» SHORT PROBLEM
All of the lines below are to be printed again exactly; images are excluded from the output.

——

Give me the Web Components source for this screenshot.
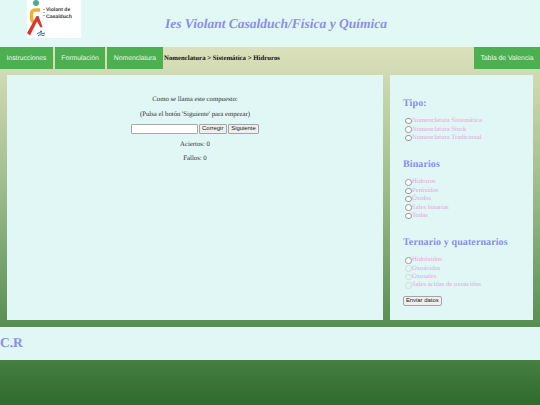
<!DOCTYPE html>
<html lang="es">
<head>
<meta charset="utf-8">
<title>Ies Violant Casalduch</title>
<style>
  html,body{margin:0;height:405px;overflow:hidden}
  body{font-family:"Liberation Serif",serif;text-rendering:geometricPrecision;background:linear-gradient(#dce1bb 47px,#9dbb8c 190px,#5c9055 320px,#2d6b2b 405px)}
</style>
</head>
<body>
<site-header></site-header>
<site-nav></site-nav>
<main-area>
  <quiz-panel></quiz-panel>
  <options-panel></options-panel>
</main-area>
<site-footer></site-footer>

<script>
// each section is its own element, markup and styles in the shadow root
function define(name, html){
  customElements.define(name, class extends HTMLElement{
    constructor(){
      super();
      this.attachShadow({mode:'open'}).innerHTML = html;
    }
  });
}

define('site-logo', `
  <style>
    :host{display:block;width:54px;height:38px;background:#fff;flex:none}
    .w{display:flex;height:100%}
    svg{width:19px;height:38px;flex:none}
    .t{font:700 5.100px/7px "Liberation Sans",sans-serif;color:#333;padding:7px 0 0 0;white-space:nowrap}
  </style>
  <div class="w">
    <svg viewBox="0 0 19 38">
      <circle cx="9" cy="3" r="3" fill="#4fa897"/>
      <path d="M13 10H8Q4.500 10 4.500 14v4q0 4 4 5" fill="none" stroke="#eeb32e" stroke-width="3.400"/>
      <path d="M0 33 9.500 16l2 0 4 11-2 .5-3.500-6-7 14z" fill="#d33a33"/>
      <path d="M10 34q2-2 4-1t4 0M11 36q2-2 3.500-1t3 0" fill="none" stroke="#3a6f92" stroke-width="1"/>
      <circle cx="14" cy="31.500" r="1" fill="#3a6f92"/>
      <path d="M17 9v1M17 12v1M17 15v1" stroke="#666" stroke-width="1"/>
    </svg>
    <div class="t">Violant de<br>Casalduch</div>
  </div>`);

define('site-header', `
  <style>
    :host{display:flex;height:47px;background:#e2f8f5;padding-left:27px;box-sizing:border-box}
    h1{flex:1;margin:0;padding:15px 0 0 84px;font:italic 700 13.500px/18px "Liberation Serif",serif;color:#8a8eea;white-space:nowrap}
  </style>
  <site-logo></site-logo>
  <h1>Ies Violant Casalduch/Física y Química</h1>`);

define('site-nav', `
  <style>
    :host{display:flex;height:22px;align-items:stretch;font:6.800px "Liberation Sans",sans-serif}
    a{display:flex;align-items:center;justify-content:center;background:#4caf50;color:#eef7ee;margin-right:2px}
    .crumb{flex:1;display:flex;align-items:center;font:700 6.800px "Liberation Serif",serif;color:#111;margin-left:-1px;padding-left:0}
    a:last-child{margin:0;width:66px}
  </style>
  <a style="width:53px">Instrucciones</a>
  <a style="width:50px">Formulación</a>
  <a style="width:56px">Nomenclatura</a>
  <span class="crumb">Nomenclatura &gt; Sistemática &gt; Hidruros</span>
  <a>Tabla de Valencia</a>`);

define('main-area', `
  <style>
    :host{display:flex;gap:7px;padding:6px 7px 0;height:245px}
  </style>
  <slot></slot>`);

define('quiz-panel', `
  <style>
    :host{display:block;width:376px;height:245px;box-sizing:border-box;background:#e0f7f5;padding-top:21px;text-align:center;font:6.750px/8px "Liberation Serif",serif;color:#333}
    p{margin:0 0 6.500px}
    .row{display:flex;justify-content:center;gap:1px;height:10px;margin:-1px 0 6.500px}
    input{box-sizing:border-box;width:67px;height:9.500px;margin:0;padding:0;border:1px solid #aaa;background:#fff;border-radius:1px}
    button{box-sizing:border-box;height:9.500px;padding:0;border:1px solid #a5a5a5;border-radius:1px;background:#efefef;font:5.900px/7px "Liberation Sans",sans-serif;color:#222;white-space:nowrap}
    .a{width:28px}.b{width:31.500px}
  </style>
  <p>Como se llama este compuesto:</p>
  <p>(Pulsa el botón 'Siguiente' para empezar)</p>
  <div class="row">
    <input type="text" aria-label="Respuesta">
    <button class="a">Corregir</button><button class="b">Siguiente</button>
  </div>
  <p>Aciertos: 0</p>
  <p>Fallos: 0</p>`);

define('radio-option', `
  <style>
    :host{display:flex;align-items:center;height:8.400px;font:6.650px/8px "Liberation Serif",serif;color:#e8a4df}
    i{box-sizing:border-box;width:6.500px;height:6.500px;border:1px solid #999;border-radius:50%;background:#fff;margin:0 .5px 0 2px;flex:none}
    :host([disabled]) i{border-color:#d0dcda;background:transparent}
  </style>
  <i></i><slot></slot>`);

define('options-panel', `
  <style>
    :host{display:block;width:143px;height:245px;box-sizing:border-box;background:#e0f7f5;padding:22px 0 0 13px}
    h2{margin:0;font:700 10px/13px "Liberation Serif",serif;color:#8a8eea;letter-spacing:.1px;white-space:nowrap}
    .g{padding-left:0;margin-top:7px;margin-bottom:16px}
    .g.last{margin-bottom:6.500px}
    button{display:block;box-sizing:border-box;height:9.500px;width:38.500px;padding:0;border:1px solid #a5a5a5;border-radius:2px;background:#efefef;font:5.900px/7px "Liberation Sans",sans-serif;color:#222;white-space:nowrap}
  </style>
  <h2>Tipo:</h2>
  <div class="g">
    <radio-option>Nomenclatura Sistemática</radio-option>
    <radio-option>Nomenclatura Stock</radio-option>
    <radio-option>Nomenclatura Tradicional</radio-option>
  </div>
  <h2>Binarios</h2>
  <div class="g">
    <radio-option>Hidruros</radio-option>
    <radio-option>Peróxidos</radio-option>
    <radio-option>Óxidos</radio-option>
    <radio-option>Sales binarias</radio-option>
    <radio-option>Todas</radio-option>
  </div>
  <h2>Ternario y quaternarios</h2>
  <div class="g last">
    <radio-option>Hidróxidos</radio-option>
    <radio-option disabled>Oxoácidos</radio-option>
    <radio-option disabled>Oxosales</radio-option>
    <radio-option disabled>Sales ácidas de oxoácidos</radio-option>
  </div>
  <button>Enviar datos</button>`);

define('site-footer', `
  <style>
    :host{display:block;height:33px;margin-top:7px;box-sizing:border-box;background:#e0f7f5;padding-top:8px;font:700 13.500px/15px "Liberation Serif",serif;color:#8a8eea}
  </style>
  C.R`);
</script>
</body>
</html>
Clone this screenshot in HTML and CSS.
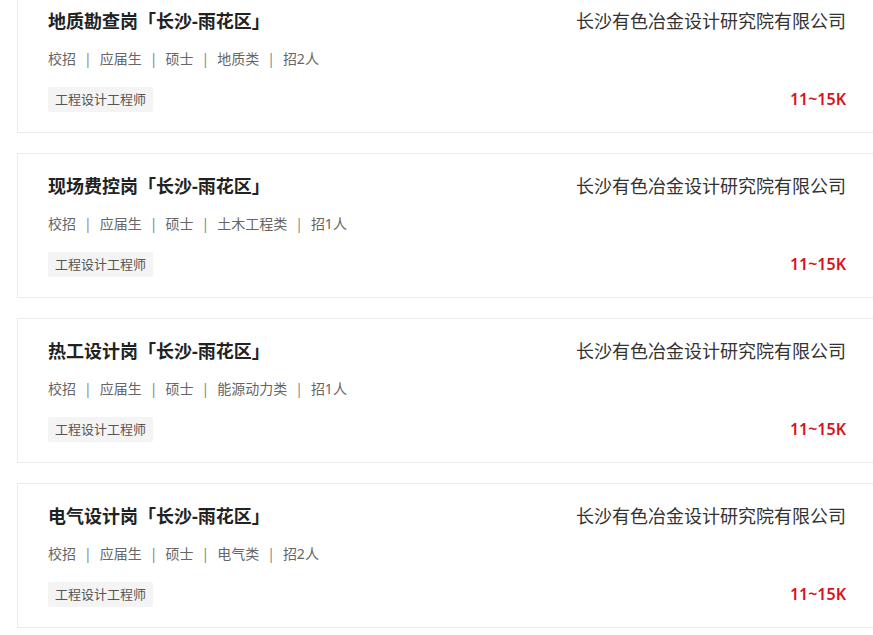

——

» THE RESPONSE
Give me the Web Components source for this screenshot.
<!DOCTYPE html>
<html lang="es">
<head>
<meta charset="utf-8">
<title>Ies Violant Casalduch</title>
<style>
  html,body{margin:0;height:405px;overflow:hidden}
  body{font-family:"Liberation Serif",serif;text-rendering:geometricPrecision;background:linear-gradient(#dce1bb 47px,#9dbb8c 190px,#5c9055 320px,#2d6b2b 405px)}
</style>
</head>
<body>
<site-header></site-header>
<site-nav></site-nav>
<main-area>
  <quiz-panel></quiz-panel>
  <options-panel></options-panel>
</main-area>
<site-footer></site-footer>

<script>
// each section is its own element, markup and styles in the shadow root
function define(name, html){
  customElements.define(name, class extends HTMLElement{
    constructor(){
      super();
      this.attachShadow({mode:'open'}).innerHTML = html;
    }
  });
}

define('site-logo', `
  <style>
    :host{display:block;width:54px;height:38px;background:#fff;flex:none}
    .w{display:flex;height:100%}
    svg{width:19px;height:38px;flex:none}
    .t{font:700 5.100px/7px "Liberation Sans",sans-serif;color:#333;padding:7px 0 0 0;white-space:nowrap}
  </style>
  <div class="w">
    <svg viewBox="0 0 19 38">
      <circle cx="9" cy="3" r="3" fill="#4fa897"/>
      <path d="M13 10H8Q4.500 10 4.500 14v4q0 4 4 5" fill="none" stroke="#eeb32e" stroke-width="3.400"/>
      <path d="M0 33 9.500 16l2 0 4 11-2 .5-3.500-6-7 14z" fill="#d33a33"/>
      <path d="M10 34q2-2 4-1t4 0M11 36q2-2 3.500-1t3 0" fill="none" stroke="#3a6f92" stroke-width="1"/>
      <circle cx="14" cy="31.500" r="1" fill="#3a6f92"/>
      <path d="M17 9v1M17 12v1M17 15v1" stroke="#666" stroke-width="1"/>
    </svg>
    <div class="t">Violant de<br>Casalduch</div>
  </div>`);

define('site-header', `
  <style>
    :host{display:flex;height:47px;background:#e2f8f5;padding-left:27px;box-sizing:border-box}
    h1{flex:1;margin:0;padding:15px 0 0 84px;font:italic 700 13.500px/18px "Liberation Serif",serif;color:#8a8eea;white-space:nowrap}
  </style>
  <site-logo></site-logo>
  <h1>Ies Violant Casalduch/Física y Química</h1>`);

define('site-nav', `
  <style>
    :host{display:flex;height:22px;align-items:stretch;font:6.800px "Liberation Sans",sans-serif}
    a{display:flex;align-items:center;justify-content:center;background:#4caf50;color:#eef7ee;margin-right:2px}
    .crumb{flex:1;display:flex;align-items:center;font:700 6.800px "Liberation Serif",serif;color:#111;margin-left:-1px;padding-left:0}
    a:last-child{margin:0;width:66px}
  </style>
  <a style="width:53px">Instrucciones</a>
  <a style="width:50px">Formulación</a>
  <a style="width:56px">Nomenclatura</a>
  <span class="crumb">Nomenclatura &gt; Sistemática &gt; Hidruros</span>
  <a>Tabla de Valencia</a>`);

define('main-area', `
  <style>
    :host{display:flex;gap:7px;padding:6px 7px 0;height:245px}
  </style>
  <slot></slot>`);

define('quiz-panel', `
  <style>
    :host{display:block;width:376px;height:245px;box-sizing:border-box;background:#e0f7f5;padding-top:21px;text-align:center;font:6.750px/8px "Liberation Serif",serif;color:#333}
    p{margin:0 0 6.500px}
    .row{display:flex;justify-content:center;gap:1px;height:10px;margin:-1px 0 6.500px}
    input{box-sizing:border-box;width:67px;height:9.500px;margin:0;padding:0;border:1px solid #aaa;background:#fff;border-radius:1px}
    button{box-sizing:border-box;height:9.500px;padding:0;border:1px solid #a5a5a5;border-radius:1px;background:#efefef;font:5.900px/7px "Liberation Sans",sans-serif;color:#222;white-space:nowrap}
    .a{width:28px}.b{width:31.500px}
  </style>
  <p>Como se llama este compuesto:</p>
  <p>(Pulsa el botón 'Siguiente' para empezar)</p>
  <div class="row">
    <input type="text" aria-label="Respuesta">
    <button class="a">Corregir</button><button class="b">Siguiente</button>
  </div>
  <p>Aciertos: 0</p>
  <p>Fallos: 0</p>`);

define('radio-option', `
  <style>
    :host{display:flex;align-items:center;height:8.400px;font:6.650px/8px "Liberation Serif",serif;color:#e8a4df}
    i{box-sizing:border-box;width:6.500px;height:6.500px;border:1px solid #999;border-radius:50%;background:#fff;margin:0 .5px 0 2px;flex:none}
    :host([disabled]) i{border-color:#d0dcda;background:transparent}
  </style>
  <i></i><slot></slot>`);

define('options-panel', `
  <style>
    :host{display:block;width:143px;height:245px;box-sizing:border-box;background:#e0f7f5;padding:22px 0 0 13px}
    h2{margin:0;font:700 10px/13px "Liberation Serif",serif;color:#8a8eea;letter-spacing:.1px;white-space:nowrap}
    .g{padding-left:0;margin-top:7px;margin-bottom:16px}
    .g.last{margin-bottom:6.500px}
    button{display:block;box-sizing:border-box;height:9.500px;width:38.500px;padding:0;border:1px solid #a5a5a5;border-radius:2px;background:#efefef;font:5.900px/7px "Liberation Sans",sans-serif;color:#222;white-space:nowrap}
  </style>
  <h2>Tipo:</h2>
  <div class="g">
    <radio-option>Nomenclatura Sistemática</radio-option>
    <radio-option>Nomenclatura Stock</radio-option>
    <radio-option>Nomenclatura Tradicional</radio-option>
  </div>
  <h2>Binarios</h2>
  <div class="g">
    <radio-option>Hidruros</radio-option>
    <radio-option>Peróxidos</radio-option>
    <radio-option>Óxidos</radio-option>
    <radio-option>Sales binarias</radio-option>
    <radio-option>Todas</radio-option>
  </div>
  <h2>Ternario y quaternarios</h2>
  <div class="g last">
    <radio-option>Hidróxidos</radio-option>
    <radio-option disabled>Oxoácidos</radio-option>
    <radio-option disabled>Oxosales</radio-option>
    <radio-option disabled>Sales ácidas de oxoácidos</radio-option>
  </div>
  <button>Enviar datos</button>`);

define('site-footer', `
  <style>
    :host{display:block;height:33px;margin-top:7px;box-sizing:border-box;background:#e0f7f5;padding-top:8px;font:700 13.500px/15px "Liberation Serif",serif;color:#8a8eea}
  </style>
  C.R`);
</script>
</body>
</html>
Clone this screenshot in HTML and CSS.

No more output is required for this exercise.